Bon voici comment j’ai vu les choses.
Ecrit comme un mauvais papier de Paris Match (sur près de 900 pages, tout de même), le thriller se déroule comme suit :
1° Un début prometteur, glauque et malsain mais assez prenant (150 premières pages)
2° L’entrée en scène d’une foule de personnages : un professeur, un employé de banque, une collègue de victime… Au bout de 350 pages, ça commence à me gavax. Aucun ne semble digne d’intérêt, ils ne sont que des pions grossiers de l'histoire - quand ils ne sont pas là pour gonfler le volume des pages.
--> Prenons par exemple le cas du Livre Sans Nom : malgré la multitude des personnages, le lecteur arrive à s’attacher à chacun d’eux. Ils ont une force intrinsèque, une vraie psychologie. Ce n’est pas le cas d’Au-delà du Mal. A force de lire une écriture froide et distanciée - un peu à la manière d’un journaliste qui se revendiquerait de l’école de la Grande Objectivité - on finit soi-même par aborder la lecture de manière froide et distanciée.
3° Plusieurs trames s’entremêlent : la 1ère, la plus évidente, est la seule à m’avoir tenu en haleine (« Comment va-t-on retrouver le serial killer Thomas Bishop ? »). Se greffent dessus quelques trames secondaires (« Le sénateur réussira-t-il à rétablir la peine de mort ? », « Les journalistes auront-ils leur scoop ? ») puis de nombreuses sous-trames (« Caryl Chessman était-il coupable ? »). J’aime beaucoup l'idée (= développer tous les tenants et aboutissants de l’affaire Bishop) mais n’est pas Truman Capote qui veut.

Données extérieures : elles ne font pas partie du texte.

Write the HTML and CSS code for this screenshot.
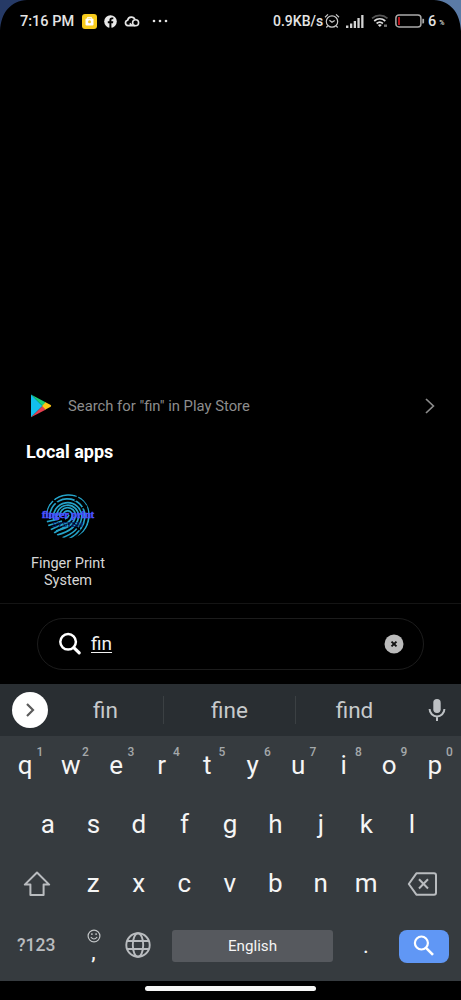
FILE: index.html
```
<!DOCTYPE html>
<html lang="en">
<head>
<meta charset="utf-8">
<title>App search</title>
<link rel="stylesheet" href="styles.css">
</head>
<body>
<div class="phone">
  <svg class="corner corner-left" width="30" height="36" viewBox="0 0 30 36"><path d="M0 0H27C11 1 1 12 0 31Z" fill="#263a66"/></svg>
  <svg class="corner corner-right" width="30" height="36" viewBox="0 0 30 36"><path d="M30 0H3C19 1 29 12 30 31Z" fill="#5b7ba6"/></svg>
  <header class="status">
    <span class="time">7:16 PM</span>
    <svg class="st-app" width="15" height="15" viewBox="0 0 15 15"><rect width="15" height="15" rx="3" fill="#f8cb1c"/><rect x="3.5" y="4.5" width="8" height="7" rx="1" fill="#fff"/><path d="M5.5 4.7V3.4h4v1.3" fill="none" stroke="#fff"/><circle cx="7.5" cy="7.8" r="1.5" fill="#f3c928"/></svg>
    <svg class="st-fb" width="13" height="13" viewBox="0 0 13 13"><circle cx="6.5" cy="6.5" r="6.3" fill="#e8e8e8"/><path d="M5.4 13V8.2H3.8V6.3h1.6V5.2c0-1.9 1-2.7 2.5-2.7h1.4v1.7h-.9c-.8 0-1 .4-1 1.1v1h1.9L9 8.2H7.4V13Z" fill="#000"/></svg>
    <svg class="st-cloud" width="16" height="13" viewBox="0 0 16 13"><path d="M11.2 10.7H4A2.8 2.8 0 0 1 3.6 5.2 3.9 3.9 0 0 1 11 4.5M8 10.5 5.8 8.3" fill="none" stroke="#e4e4e4" stroke-width="1.7"/><circle cx="11.6" cy="7.7" r="3" fill="none" stroke="#e4e4e4" stroke-width="1.6"/></svg>
    <svg class="st-dots" width="16" height="4" viewBox="0 0 16 4" fill="#e4e4e4"><circle cx="2" cy="2" r="1.3"/><circle cx="8" cy="2" r="1.3"/><circle cx="14" cy="2" r="1.3"/></svg>
    <span class="rate">0.9KB/s</span>
    <svg class="st-alarm" width="16" height="16" viewBox="0 0 16 16" fill="none" stroke="#c8c8c8" stroke-width="1.2"><circle cx="8" cy="8.5" r="5.7"/><path d="M5.4 7.3 8 9.3l2.7-1.7M1 4.2 4 1.4M15 4.2 12 1.4M3.7 13 2.3 14.5M12.3 13l1.4 1.5"/></svg>
    <svg class="st-signal" width="18" height="13" viewBox="0 0 18 13" fill="#d2d2d2"><path d="M0 10.5h2.4V13H0zM4 8.5h2.3V13H4zM7.7 6H10v7H7.7zM11.4 3h2.3v10h-2.3zM15.2 0h2.3v13h-2.3z"/></svg>
    <svg class="st-wifi" width="18" height="14" viewBox="0 0 18 14" fill="none"><path d="M1 4.4C5.5.4 12 .4 16.5 4.4" stroke="#555" stroke-width="1.6"/><path d="M3.2 7C6.6 4 11 4 14.3 7M5.6 9.5c2-1.7 4.3-1.7 6.3 0" stroke="#ddd" stroke-width="1.7"/><path d="m8.8 13-2-2q2-1.4 4 0Z" fill="#ddd"/><path d="M13 10.5h3v2.4h-3z" fill="#777"/></svg>
    <svg class="st-batt" width="30" height="14" viewBox="0 0 30 14"><rect x=".9" y=".9" width="25" height="12" rx="3" fill="none" stroke="#aaa" stroke-width="1.5"/><path d="M3 3h2v8H3z" fill="#b51218"/><path d="M27.3 4.8h1q.8 0 .8.8v3q0 .8-.8.8h-1z" fill="#aaa"/></svg>
    <span class="pct">6</span><span class="pct-sign">%</span>
  </header>

  <main class="results">
    <div class="store">
      <svg width="22" height="24" viewBox="0 0 22 24"><path d="M1 .5v22.8L12.5 12Z" fill="#12c0ee"/><path d="M1 .5 16 8.4 12.5 12Z" fill="#19cf79"/><path d="M1 23.3 16 15.4 12.5 12Z" fill="#e43f4f"/><path d="m15.5 8.2 5.2 2.9q1 .8 0 1.6l-5.2 2.9L12 12Z" fill="#fbc614"/></svg>
      <span class="store-text">Search for "fin" in Play Store</span>
      <svg width="12" height="18" viewBox="0 0 12 18"><path d="m2 2 7.4 7L2 16" fill="none" stroke="#8b8b8b" stroke-width="1.7"/></svg>
    </div>
    <h1 class="heading">Local apps</h1>
    <div class="app">
      <svg class="app-icon" width="56" height="46" viewBox="0 0 56 46">
        <defs><clipPath id="round"><ellipse cx="28" cy="23" rx="22" ry="22.3"/></clipPath></defs>
        <g clip-path="url(#round)" fill="none" stroke="#25a3c9" stroke-width="1.65">
          <path d="M25 26q3-1 4-4"/>
          <path d="M23 22a4.6 4.6 0 1 1 9.2 1C31 29 26 31 19 33"/>
          <path d="M20 24a7.8 7.8 0 1 1 15.4-1C34 32 27 35 16 38"/>
          <path d="M17 26a11 11 0 1 1 21.6-2C37 34 29 39 17 42"/>
          <path d="M14 28a14.2 14.2 0 1 1 27.8-4C40 36 32 41 22 45"/>
          <path d="M10 26a17.6 17.6 0 1 1 35-2C44 34 38 41 29 46"/>
          <path d="M6 25C6-5 49-5 49 21 49 33 44 40 35 46"/>
          <path d="M5 29 19 26M7 33l15-5M10 37l15-7M14 40l14-8"/>
        </g>
        <path d="m12 6 6 5M38 3l-3 5M47 13l-5 2M40 37l-5-4" stroke="#000" stroke-width="1.8"/>
        <text class="icon-sub" x="12" y="34" textLength="31">SYSTEM</text>
        <text class="icon-title" x="2" y="25.2" textLength="52" lengthAdjust="spacingAndGlyphs">finger print</text>
      </svg>
      <span class="app-name">Finger Print<br>System</span>
    </div>
  </main>

  <section class="search">
    <div class="field">
      <svg width="24" height="24" viewBox="0 0 24 24" fill="none" stroke="#fff"><circle cx="10.1" cy="9.8" r="7.8" stroke-width="2.5"/><path d="m15.8 15.6 5.4 5.3" stroke-width="3.2" stroke-linecap="round"/></svg>
      <span class="query">fin</span>
      <svg width="20" height="20" viewBox="0 0 20 20"><circle cx="10" cy="10" r="9.5" fill="#bbb"/><path d="m7.5 7.6 5 4.8m0-4.8-5 4.8" stroke="#111" stroke-width="2"/></svg>
    </div>
  </section>

  <section class="suggest">
    <svg class="expand" width="36" height="36" viewBox="0 0 36 36"><circle cx="18" cy="18" r="18" fill="#fff"/><path d="m15 12 6 6-6 6" fill="none" stroke="#5c5c5c" stroke-width="2.2"/></svg>
    <span class="word">fin</span>
    <span class="word word-mid">fine</span>
    <span class="word">find</span>
    <svg class="mic" width="18" height="24" viewBox="0 0 18 24"><rect x="5.3" y="1" width="7.4" height="14" rx="3.7" fill="#bdc1c4"/><path d="M1.6 11a7.4 7.4 0 0 0 14.8 0M9 18.3V23" fill="none" stroke="#bdc1c4" stroke-width="2"/></svg>
  </section>

  <section class="keyboard">
    <div class="row row-top">
      <span class="key">q<sup>1</sup></span><span class="key">w<sup>2</sup></span><span class="key">e<sup>3</sup></span><span class="key">r<sup>4</sup></span><span class="key">t<sup>5</sup></span><span class="key">y<sup>6</sup></span><span class="key">u<sup>7</sup></span><span class="key">i<sup>8</sup></span><span class="key">o<sup>9</sup></span><span class="key">p<sup>0</sup></span>
    </div>
    <div class="row row-home">
      <span class="key">a</span><span class="key">s</span><span class="key">d</span><span class="key">f</span><span class="key">g</span><span class="key">h</span><span class="key">j</span><span class="key">k</span><span class="key">l</span>
    </div>
    <div class="row row-low">
      <span class="key wide"><svg width="28" height="26" viewBox="0 0 28 26"><path d="M14 1.5 1.8 13.6H7.4V24H20.6V13.6H26.2Z" fill="none" stroke="#b9bcbf" stroke-width="2" stroke-linejoin="round"/></svg></span>
      <span class="key">z</span><span class="key">x</span><span class="key">c</span><span class="key">v</span><span class="key">b</span><span class="key">n</span><span class="key">m</span>
      <span class="key wide"><svg width="32" height="26" viewBox="0 0 32 26" fill="none" stroke="#b9bcbf" stroke-width="2"><path d="M9.4 2.3H27q2 0 2 2v17.4q0 2-2 2H9.4L1.8 13Z" stroke-linejoin="round"/><path d="m12 8.3 9 9.2m0-9.2-9 9.2"/></svg></span>
    </div>
    <div class="row row-bottom">
      <span class="sym">?123</span>
      <span class="comma"><svg width="14" height="14" viewBox="0 0 14 14" fill="none" stroke="#c2c5c7" stroke-width="1.2"><circle cx="7" cy="7" r="5.9"/><path d="M3.8 8q3.2 4 6.4 0"/><path d="M4.9 4.3v1.6M9.1 4.3v1.6" stroke-width="1.4"/></svg><b>,</b></span>
      <svg class="globe" width="26" height="26" viewBox="0 0 26 26" fill="none" stroke="#b9bcbf" stroke-width="1.9"><circle cx="13" cy="13" r="11.7"/><ellipse cx="13" cy="13" rx="5.2" ry="11.7"/><path d="M2 9h22M2 17h22"/></svg>
      <span class="space">English</span>
      <span class="dot">.</span>
      <span class="go"><svg width="24" height="24" viewBox="0 0 24 24" fill="none" stroke="#fff"><circle cx="9.4" cy="9" r="6.5" stroke-width="2.2"/><path d="m14 13.8 7 7" stroke-width="2.6"/></svg></span>
    </div>
  </section>
  <footer class="nav"><i class="handle"></i></footer>
</div>
</body>
</html>
```
FILE: styles.css
```
* { box-sizing: border-box; }
body { margin: 0; background: #000; font-family: Roboto, "Liberation Sans", sans-serif; }
svg { display: block; flex: none; }
.phone { position: relative; display: flex; flex-direction: column; width: 461px; height: 1000px; overflow: hidden; background: #000; }
.corner { position: absolute; top: 0; }
.corner-left { left: 0; }
.corner-right { right: 0; }

.status { display: flex; align-items: center; height: 42px; padding-left: 20px; color: #e4e4e4; font-size: 14.5px; font-weight: 500; white-space: nowrap; }
.time { width: 62px; }
.st-fb { margin-left: 7px; }
.st-cloud { margin-left: 7px; }
.st-dots { margin-left: 12px; }
.rate { width: 51px; margin-left: 105px; font-size: 14px; }
.st-alarm { margin-left: 0; }
.st-signal { margin-left: 6px; }
.st-wifi { margin-left: 7px; }
.st-batt { margin-left: 6px; }
.pct { margin-left: 3px; }
.pct-sign { margin: 4px 0 0 3px; font-size: 7px; }

.results { flex: 1; padding-top: 350px; border-bottom: 1px solid #141414; }
.store { display: flex; align-items: center; height: 28px; padding: 0 25px 0 30px; }
.store-text { flex: 1; margin-left: 16px; font-size: 14.8px; color: #8d8d8d; }
.heading { margin: 20px 0 0 26px; font-size: 18px; line-height: 24px; font-weight: 700; color: #fff; }
.app { display: flex; flex-direction: column; align-items: center; width: 84px; margin: 29px 0 0 26px; }
.app-name { margin-top: 16px; font-size: 14.5px; line-height: 17.3px; text-align: center; color: #d6d6d6; }
.icon-title { font: 700 10px "Liberation Serif", serif; fill: #4a55ff; stroke: #4a50ff; stroke-width: .5; }
.icon-sub { font: italic 700 8px "Liberation Sans", sans-serif; fill: #071f68; }

.search { height: 80px; padding: 14px 37px 0; }
.field { display: flex; align-items: center; height: 52px; padding: 0 19px 0 20px; border: 1px solid #1c1c1c; border-radius: 26px; }
.query { flex: 1; margin-left: 9px; font-size: 19px; line-height: 24px; color: #f2f2f2; text-decoration: underline; text-decoration-thickness: 1px; text-underline-offset: 2px; }

.suggest { display: grid; grid-template-columns: 36px 115px 133px 117px 48px; align-items: center; height: 52px; padding-left: 12px; background: #292e32; color: #c7cacc; }
.word { font-size: 22.5px; line-height: 28px; text-align: center; }
.word-mid { border: solid #3b4043; border-width: 0 1px; }
.mic { justify-self: center; }

.keyboard { height: 245px; background: #363b3f; color: #f5f5f5; }
.row { display: flex; height: 59px; }
.row-top { padding-left: 2.5px; }
.row-home { padding-left: 25.2px; }
.key { position: relative; flex: none; display: flex; justify-content: center; width: 45.5px; font-size: 26px; line-height: 59px; }
.key sup { position: absolute; left: 34px; top: 9px; font-size: 12px; line-height: 14px; font-weight: 500; color: #a4a8aa; }
.wide { width: 68px; align-items: center; }
.row-low { padding-left: 2.5px; }
.row-bottom { align-items: center; height: 64px; padding-left: 17px; }
.sym { width: 62px; font-size: 17.5px; font-weight: 500; color: #b9bcbf; }
.comma { display: flex; flex-direction: column; align-items: center; width: 29px; font-size: 20px; line-height: 18px; }
.comma b { font-weight: 500; }
.globe { margin-left: 17px; }
.space { display: flex; align-items: center; justify-content: center; width: 161px; height: 32px; margin: 2px 0 0 21px; border-radius: 3px; background: #56595e; font-size: 15.2px; }
.dot { width: 66px; font-size: 22px; text-align: center; }
.go { display: flex; align-items: center; justify-content: center; width: 50px; height: 33px; margin-top: 2px; border-radius: 8px; background: #6097f5; }
.nav { display: flex; justify-content: center; height: 19px; padding-top: 5px; }
.handle { width: 171px; height: 5px; border-radius: 3px; background: #f6f6f6; }
```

4° Arrivent alors les clichés de forme. Le texte est trop mal écrit à mon sens, pour ne pas dire qu'il représente l’anti-fluidité même - ce qui est un peu dommage pour un thriller. Ca se regarde un peu écrire.
--> J’ai noté par exemple ce passage : « Dans six heures il aurait rendez-vous avec la police et les responsables de la sécurité publique de Sacramento. C’était bien ça oui ? 10 août, 11 heures du matin. Plus que six heures. Il avait mis son réveil à 7h30. » (p 292) (= WHO CARES ?)
--> Ou celui-ci : « Néanmoins, n’éprouvant pas à l’égard des coïncidences cette méfiance absolue qui caractérise les policiers, il attribuait celle-là à la simple malchance. Ou à la chance tout court. (p 339) (= celle-là quoi ? la méfiance ? comment de la méfiance peut-elle être attribuée à de la chance ou de la malchance ? JE N’AI PAS COMPRITE §!$?).
Et puis toutes les 40 pages la ritournelle « Il ne faisait aucun doute qu’il tuerait à nouveau ». ON LE SAIT, BON SANG !
4° bis Sans parler des clichés de fond : « AH AH ! Le tueur aurait-il fait de la chirurgie esthétique pour qu’on ne le reconnaisse pas ? » « AH AH ! Les politiques ! Tous des pourris ! » « AH AH ! La police ! Tous des nuls ! ». Mais bon à la rigueur, j’ajoute une petite dose de mauvaise foi là-dessus parce que le texte a été rédigé dans les années 70 et que ces clichés étaient sûrement moins clichés à l’époque.
5° Restent les incohérences. On passe des heures sur des détails nuls (un rayon de soleil sur un visage, blablabla) et SOUDAIN tout s’éclaire dans l’esprit d’un des personnages sans que l’on sache bien pourquoi. Le tueur en série, il hait sa mère ! Sûrement parce qu’elle lui a fait subir des sévices !
Ou bien tout s’éclaire après trois plombes alors que n’importe qui d’autre aurait mis le doigt dessus avant. Je ne parle même pas des fausses-pistes-qui-sont-de-vraies-pistes : « Le vrai tueur, c’est Bishop, pas Mungo ! Bishop il a une cicatrice sur l’omoplate ! AH MERDE les deux ils ont une cicatrice au même endroit en fait » (page 162) et rebelote 400 pages plus tard, ce qui montre qu’on a bien avancé : « Le vrai tueur, c’est Bishop, pas Mungo ! Bishop il n’est pas circoncis ! AH MERDE les deux ils sont circoncis en fait ».
Quant au discours politique, il n’est pas dénué d’intérêt mais il m’a semblé tourner à vide.
6° Les 100 dernières pages sont pas mal : j’ai bien aimé la façon dont l’auteur montre la progression de la folie meurtrière. L’épilogue répond à la dernière question, et même si on peut la trouver frustrante, elle reste un choix de l’auteur.
tl;dr : un thriller very moyen selon mes critères et qui aurait mérité une bonne coupe de 500 pages.